THIS STORY WAS UPDATED
According to Helsingin Sanomat, Deputy Mayor for Education of Helsinki, Nasima Razmyar, believes that the best way to deal with inequality at Helsinki schools is by paying teachers a bigger salary. Ramyar has a good idea, but it does not even begin to deal with why there is so much inequality at some schools and why we are now hearing this suggestion from her.
“The differences are huge,” she was quoted as saying. “We have areas [in Helsinki] where 40% of families live on income support. Socio-economic differences are visible daily at schools.”
Razmyar said that a lot of work by teachers and principals at such schools deals with handling social problems.

While it is a good matter that Razmyar is trying to find solutions on how to deal with rising inequaility at Helsinki schools, her suggestion of paying teachers a higher salar fall short on addressing the real culprit, which is racism and social inequality in our society.

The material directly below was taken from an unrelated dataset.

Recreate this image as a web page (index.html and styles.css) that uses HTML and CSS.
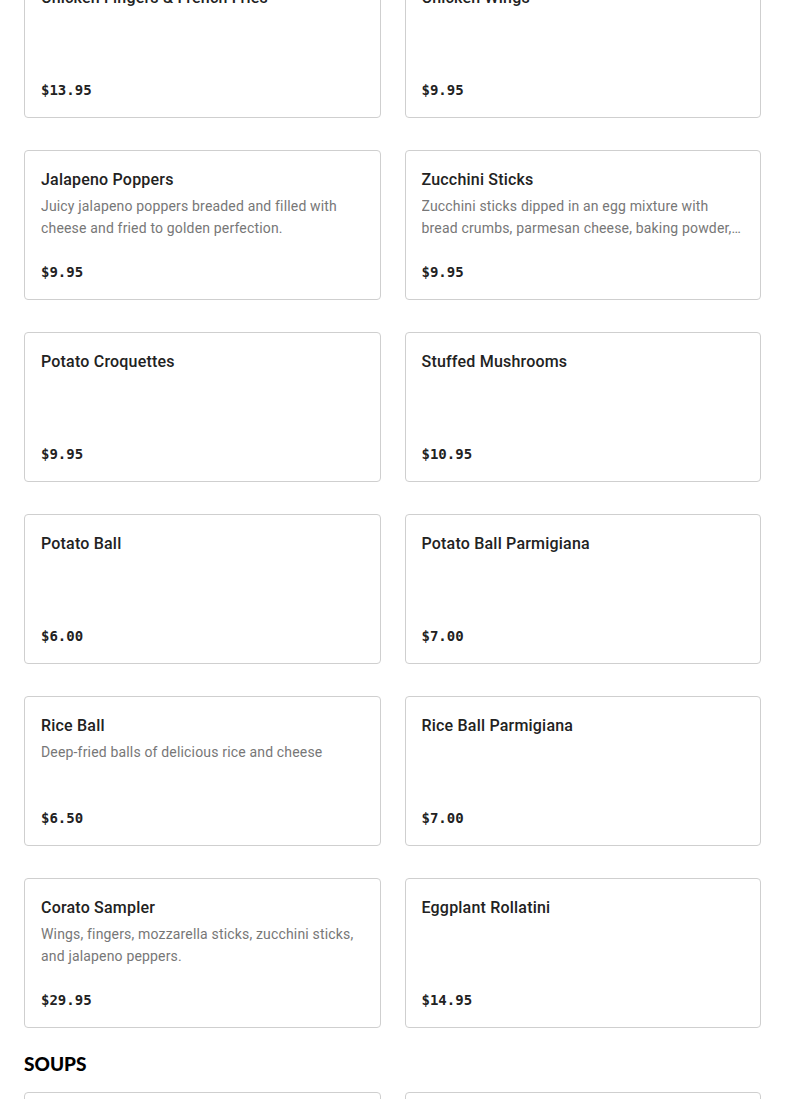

The City of Helsinki has many resources to deal with social inequality among youths, money is only one of many that will help alleviate the problem.
Imagine as well the attacks by anti-immigration politicians and parties against minority children on how they receive preferential treatment through better-paying teachers.
Even if such advocates may claim that immigration is costly, we can also argue that racism, discrimination, and social exclusion cost society.
Let’s hope that Razmyar and the City of Helsinki can come up with more effective solutions.
This is a good start but it is a disappointment because it subcontracts social ills to higher pay.
You are one broken record Enrique. Everything is racism and inequality.
The thing is, things are indeed inequal in that minority children give schools more money already. Apart from that, schools and teachers aren’t that different in Finland. The difference are the students themselves. The problem isn’t that students come from poor families, the problem is that students don’t want to study and disturb the teachers and others. The problem is that students and their parents don’t value education.